3. Reference it from the endpoint with `.RequireRateLimiting(RateLimitPolicies.PasswordReset)`.

`QueueLimit = 0` makes the limiter reject immediately rather than queue the request. That is the
right default for HTTP: a queued request would just hold the connection open. A non-zero queue only
makes sense for in-process producer and consumer flows, not request handling.

## Tuning the limits

Two knobs do most of the work: the partition key (who shares the quota) and the window type (how the
count is spread over time).

**Window type.**

- Sliding window (`GetSlidingWindowLimiter`) spreads the limit across `SegmentsPerWindow` sub-buckets,
  which prevents end-of-window bursts. Use it for typical request limits.
- Fixed window (`GetFixedWindowLimiter`) is a strict count per window.
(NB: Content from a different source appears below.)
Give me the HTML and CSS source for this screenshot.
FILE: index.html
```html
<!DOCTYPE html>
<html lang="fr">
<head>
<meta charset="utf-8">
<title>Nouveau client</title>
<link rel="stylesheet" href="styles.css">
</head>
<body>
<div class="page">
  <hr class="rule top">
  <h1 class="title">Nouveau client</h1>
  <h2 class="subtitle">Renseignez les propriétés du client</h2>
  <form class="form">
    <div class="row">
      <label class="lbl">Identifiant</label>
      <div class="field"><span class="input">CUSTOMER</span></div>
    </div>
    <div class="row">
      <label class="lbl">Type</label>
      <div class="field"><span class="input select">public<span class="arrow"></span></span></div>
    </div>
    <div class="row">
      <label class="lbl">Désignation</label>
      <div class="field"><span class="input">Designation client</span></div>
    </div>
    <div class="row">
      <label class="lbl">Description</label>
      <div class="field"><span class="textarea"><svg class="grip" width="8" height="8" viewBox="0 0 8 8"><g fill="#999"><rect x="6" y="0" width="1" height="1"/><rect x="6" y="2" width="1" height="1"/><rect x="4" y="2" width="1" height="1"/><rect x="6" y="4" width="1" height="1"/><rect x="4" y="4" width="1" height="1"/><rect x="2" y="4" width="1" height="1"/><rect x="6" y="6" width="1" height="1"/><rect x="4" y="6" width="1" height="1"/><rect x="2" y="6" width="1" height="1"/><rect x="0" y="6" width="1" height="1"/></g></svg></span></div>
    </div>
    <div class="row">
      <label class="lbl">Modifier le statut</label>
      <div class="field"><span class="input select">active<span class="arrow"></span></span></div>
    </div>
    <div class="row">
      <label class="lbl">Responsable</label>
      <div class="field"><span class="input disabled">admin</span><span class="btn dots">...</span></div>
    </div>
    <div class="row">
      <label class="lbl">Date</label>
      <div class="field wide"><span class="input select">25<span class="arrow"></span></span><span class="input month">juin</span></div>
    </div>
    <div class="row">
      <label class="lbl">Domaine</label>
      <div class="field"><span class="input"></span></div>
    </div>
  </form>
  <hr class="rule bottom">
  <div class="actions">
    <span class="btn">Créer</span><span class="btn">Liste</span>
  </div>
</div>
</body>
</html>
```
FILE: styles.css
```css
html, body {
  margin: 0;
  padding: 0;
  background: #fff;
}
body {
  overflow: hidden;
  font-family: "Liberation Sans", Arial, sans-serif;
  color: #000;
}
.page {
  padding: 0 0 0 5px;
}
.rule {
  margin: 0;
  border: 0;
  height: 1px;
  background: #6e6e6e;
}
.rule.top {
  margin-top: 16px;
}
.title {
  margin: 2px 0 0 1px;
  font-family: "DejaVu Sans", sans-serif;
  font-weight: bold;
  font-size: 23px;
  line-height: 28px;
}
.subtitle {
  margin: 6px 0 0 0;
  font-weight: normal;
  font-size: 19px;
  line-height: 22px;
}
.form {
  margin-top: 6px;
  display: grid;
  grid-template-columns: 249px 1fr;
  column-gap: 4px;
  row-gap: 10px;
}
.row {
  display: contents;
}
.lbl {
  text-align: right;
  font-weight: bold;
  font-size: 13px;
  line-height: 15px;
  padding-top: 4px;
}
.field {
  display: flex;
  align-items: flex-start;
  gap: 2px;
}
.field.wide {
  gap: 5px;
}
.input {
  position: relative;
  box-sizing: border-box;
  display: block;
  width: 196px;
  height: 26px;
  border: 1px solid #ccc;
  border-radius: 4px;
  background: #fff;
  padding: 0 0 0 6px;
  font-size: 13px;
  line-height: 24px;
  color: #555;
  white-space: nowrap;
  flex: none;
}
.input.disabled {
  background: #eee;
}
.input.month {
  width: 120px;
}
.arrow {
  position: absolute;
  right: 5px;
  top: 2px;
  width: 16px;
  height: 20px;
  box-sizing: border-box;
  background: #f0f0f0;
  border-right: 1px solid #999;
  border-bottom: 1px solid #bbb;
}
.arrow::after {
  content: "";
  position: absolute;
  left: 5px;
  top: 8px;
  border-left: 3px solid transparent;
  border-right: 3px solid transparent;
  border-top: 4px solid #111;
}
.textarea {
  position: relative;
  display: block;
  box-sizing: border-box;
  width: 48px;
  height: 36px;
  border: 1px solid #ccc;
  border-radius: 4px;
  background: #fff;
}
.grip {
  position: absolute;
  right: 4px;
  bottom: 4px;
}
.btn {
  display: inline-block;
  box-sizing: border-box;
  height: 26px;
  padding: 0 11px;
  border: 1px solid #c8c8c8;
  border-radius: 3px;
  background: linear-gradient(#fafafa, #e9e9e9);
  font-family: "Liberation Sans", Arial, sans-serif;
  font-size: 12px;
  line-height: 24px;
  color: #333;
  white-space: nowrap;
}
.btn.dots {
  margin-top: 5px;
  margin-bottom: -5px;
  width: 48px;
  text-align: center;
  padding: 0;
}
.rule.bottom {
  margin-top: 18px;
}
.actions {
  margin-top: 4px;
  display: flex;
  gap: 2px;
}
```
Use it for slow, expensive
  operations like `ExportData`.
- Token bucket and concurrency limiters are supported by .NET but unused here. Add one only if you
  need its specific semantics.

**Partition key.**

- User-scoped operation: key on the `sub` claim, falling back to IP with
  `?? GetRemoteIp(context)`. The fallback covers misconfigured auth and any endpoint mistakenly
  tagged with a user policy while anonymous.
- Unauthenticated endpoint: key on IP only, since `sub` is absent.
- Cross-tenant admin action: prefer `sub`. Keying on IP would let one admin's quota be eaten by
  another admin behind the same NAT.

To change an existing limit, edit `PermitLimit` and `Window` on the policy in question. Nothing else
references the numbers.

## Verify

- `dotnet build` passes.
- Start the API, hit a rate-limited endpoint past its limit, and confirm a `429 Too Many Requests`
  with a problem-details body.
- Check the OpenAPI document at `/scalar`: every endpoint that declares `.ProducesProblem(429)` shows
  the 429 response.

## Checklist

- [ ] Endpoint declares `.RequireRateLimiting(RateLimitPolicies.)`.
- [ ] Endpoint declares `.ProducesProblem(429)` to match.
- [ ] The chosen policy's partition key fits the endpoint (user-scoped uses `sub`, public uses IP).
- [ ] A new policy was added only because none of the five shipped policies fit.
- [ ] New policies keep `QueueLimit = 0`.
- [ ] `dotnet build` passes and the 429 shows up in `/scalar`.